Interesting. The IRMA site goes down from time to time also. Hopefully they can keep it going until your process is completed.

Fingers crossed!

max-mapper commented 7 years ago
max@burrito:/media/hd4$ du -sh data
384G    data
max@burrito:/media/hd4$ wc -l results.json
14862 results.json
ekansa commented 7 years ago

Slowing down lots isn't it? I think IRMA is pretty creaky.

ekansa commented 7 years ago

@maxogden

At the request of an NPS employee, I've made an additional compressed directory, with more IRMA items that require safeguarding. The new directory is "data-2.zip" and is otherwise just like "data.zip" that you are currently processing.

max-mapper commented 7 years ago

@ekansa great thanks!

max-mapper commented 7 years ago

500GB :D

max-mapper commented 7 years ago

797G, 33,000 items done

ekansa commented 7 years ago

Alright! We're getting close to 1 TB! Thanks for monitoring this!
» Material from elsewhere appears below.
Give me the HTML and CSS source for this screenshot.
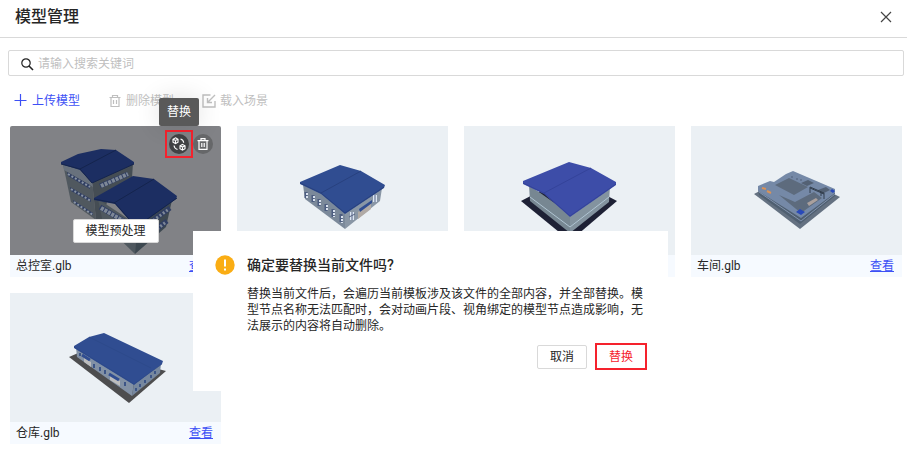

max-mapper commented 7 years ago

OK been a busy week and my download apparently stalled at 797GB but I just restarted it from where it left off and it's progressing again

ekansa commented 7 years ago

Awesome and thanks! I've asked for more insight into other threatened data stores or if this is a comprehensive enough harvest. No word yet, I think things are slow because everyone feels the need to around via back-channels.

max-mapper commented 7 years ago

It's done! I'll do the 2nd zip next

max-mapper commented 7 years ago

Just getting going on data-2 now.

Only issue was

Error: ENOENT: no such file or directory, open './data-2/2224545/2224545-files.json'

But I just ignored that folder (was empty), no big deal

Downloads going now!

ekansa commented 7 years ago

How's this latest batch going?

max-mapper commented 7 years ago

Sorry forgot to respond! The second batch was small and finish pretty quickly. I have about a terabyte of data including all my download logs. Do you have a plan for hosting these long term or should I look into different options? P.s. i'll try to distribute them as a Dat repository soon

ekansa commented 7 years ago

I think it is time to accession into the California Digital Library along with the data.gov captures. We should also ask the Internet Archive for secondary archiving.